WRITTEN REQUEST —
Transcribe the data in full and exactly, omitting any pictures.

STORED DATA —

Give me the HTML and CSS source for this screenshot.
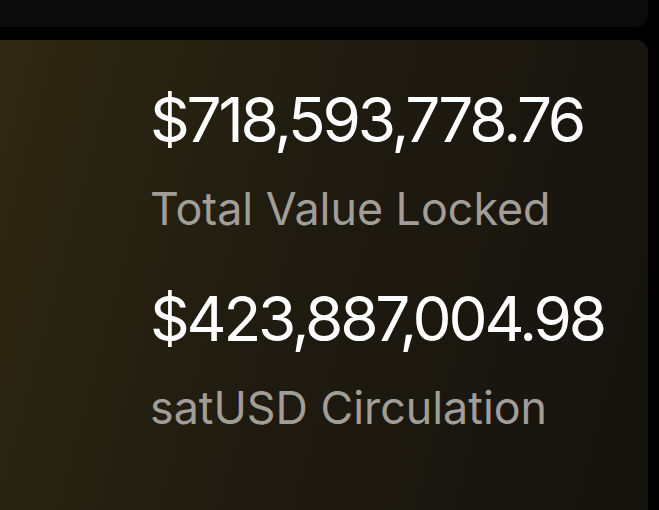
FILE: index.html
```html
<!DOCTYPE html>
<html lang="en">
<head>
    <meta charset="UTF-8">
    <meta name="viewport" content="width=device-width, initial-scale=1.0">
    <title>Protocol Stats</title>
    <link rel="stylesheet" href="styles.css">
</head>
<body>
    <div class="page">
        <div class="top-card"></div>

        <div class="stats-card">
            <div class="stat">
                <div class="stat-value">$718,593,778.76</div>
                <div class="stat-label">Total Value Locked</div>
            </div>
            <div class="stat">
                <div class="stat-value">$423,887,004.98</div>
                <div class="stat-label">satUSD Circulation</div>
            </div>
        </div>
    </div>
</body>
</html>
```

FILE: styles.css
```css
/* Reset */
* {
    margin: 0;
    padding: 0;
    box-sizing: border-box;
}

body {
    font-family: Inter, "Noto Sans", Arial, sans-serif;
    background-color: #000000;
    color: #ffffff;
    height: 510px;
    overflow: hidden;
}

.page {
    display: flex;
    flex-direction: column;
    gap: 13px;
    padding-right: 11px;
}

/* cut-off card above */
.top-card {
    height: 27px;
    background-color: #0b0b0b;
    border-radius: 0 0 12px 0;
}

.stats-card {
    height: 480px;
    border-radius: 0 12px 0 0;
    background: linear-gradient(105deg, #2f2812 0%, #1f1b10 45%, #15130f 100%);
    padding: 49px 0 0 150px;
    display: flex;
    flex-direction: column;
    gap: 56px;
}

.stat {
    display: flex;
    flex-direction: column;
    gap: 36px;
}

.stat-value {
    font-size: 62px;
    line-height: 62px;
    letter-spacing: -3.2px;
    font-weight: 400;
}

.stat-label {
    font-size: 44.8px;
    line-height: 45px;
    color: #a19e98;
}
```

OUTPUT OF THE EXERCISE —
Give me the HTML and CSS source for this screenshot.
FILE: index.html
```html
<!DOCTYPE html>
<html lang="en">
<head>
    <meta charset="UTF-8">
    <meta name="viewport" content="width=device-width, initial-scale=1.0">
    <title>Protocol Stats</title>
    <link rel="stylesheet" href="styles.css">
</head>
<body>
    <div class="page">
        <div class="top-card"></div>

        <div class="stats-card">
            <div class="stat">
                <div class="stat-value">$718,593,778.76</div>
                <div class="stat-label">Total Value Locked</div>
            </div>
            <div class="stat">
                <div class="stat-value">$423,887,004.98</div>
                <div class="stat-label">satUSD Circulation</div>
            </div>
        </div>
    </div>
</body>
</html>
```

FILE: styles.css
```css
/* Reset */
* {
    margin: 0;
    padding: 0;
    box-sizing: border-box;
}

body {
    font-family: Inter, "Noto Sans", Arial, sans-serif;
    background-color: #000000;
    color: #ffffff;
    height: 510px;
    overflow: hidden;
}

.page {
    display: flex;
    flex-direction: column;
    gap: 13px;
    padding-right: 11px;
}

/* cut-off card above */
.top-card {
    height: 27px;
    background-color: #0b0b0b;
    border-radius: 0 0 12px 0;
}

.stats-card {
    height: 480px;
    border-radius: 0 12px 0 0;
    background: linear-gradient(105deg, #2f2812 0%, #1f1b10 45%, #15130f 100%);
    padding: 49px 0 0 150px;
    display: flex;
    flex-direction: column;
    gap: 56px;
}

.stat {
    display: flex;
    flex-direction: column;
    gap: 36px;
}

.stat-value {
    font-size: 62px;
    line-height: 62px;
    letter-spacing: -3.2px;
    font-weight: 400;
}

.stat-label {
    font-size: 44.8px;
    line-height: 45px;
    color: #a19e98;
}
```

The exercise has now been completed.